Seraphina’s Lament is a blend of reality and fantasy. It was fascinating for me to do all of the research required to write this book, and a challenge for me to learn where to draw the line – when to take the history I was working with, and twist it just enough to fit this secondary world I was creating. I seem to straddle the line between historical fantasy and pure fantasy.

The Holodomor played a huge role in the setup for this book, and that was, perhaps, the part of the book I struggled most with because I wanted to stay true to events that unfolded, while also changing them just enough to fit into my world. I decided to settle for interludes, which are peppered throughout the book. These are short snippets of the life of the average person in the Sunset Lands. They are influenced by eyewitness accounts and testimonies of the things that actually happened during the Holodomor, twisted just enough to fit into my world while staying absolutely true to the stories I read from the people who lived them.
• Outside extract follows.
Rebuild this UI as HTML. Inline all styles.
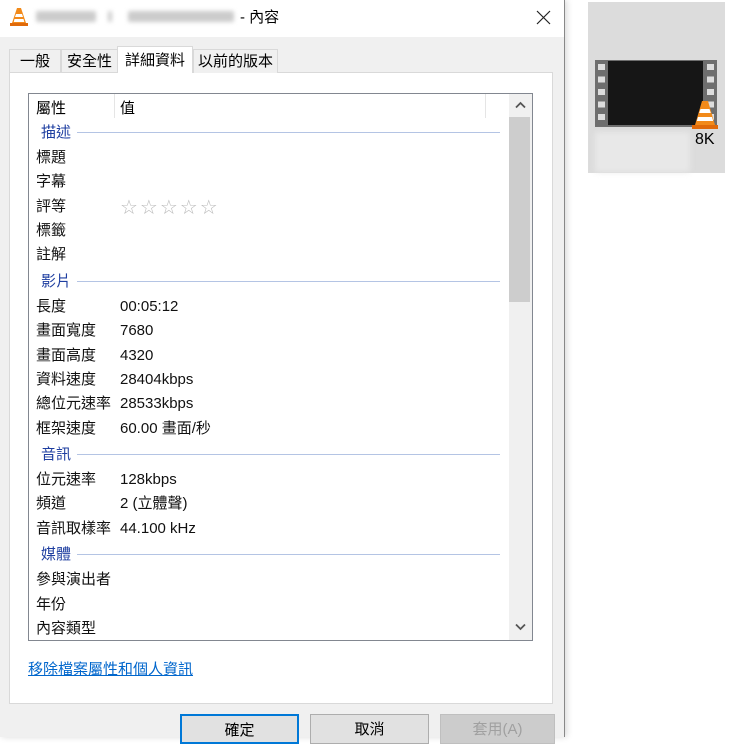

These are homages, if you will, to the people who paid the ultimate price due to the policies and dictates of a man so far away.

History is heavy, and there is a lot here that I had to chew on, and decide how to deal with as honestly, and respectfully as I could while trying to make it all fit in my secondary world. It was a delicate balance. There is no easy way to create a world, not if you’re doing it from scratch, and not if you’re infusing it with history, like I did. I had to read a lot, and make a lot of decisions on what to include, and just how to change it so it fit into my particular story.

Seraphina’s Lament has a lot of our own history woven into it, but it is also its own animal, full of magic and people, passion and hope, pain and destitution. Writing this book was a delicate balancing act, an effort to straddle the line between fantasy and reality and stay true to both sides of it.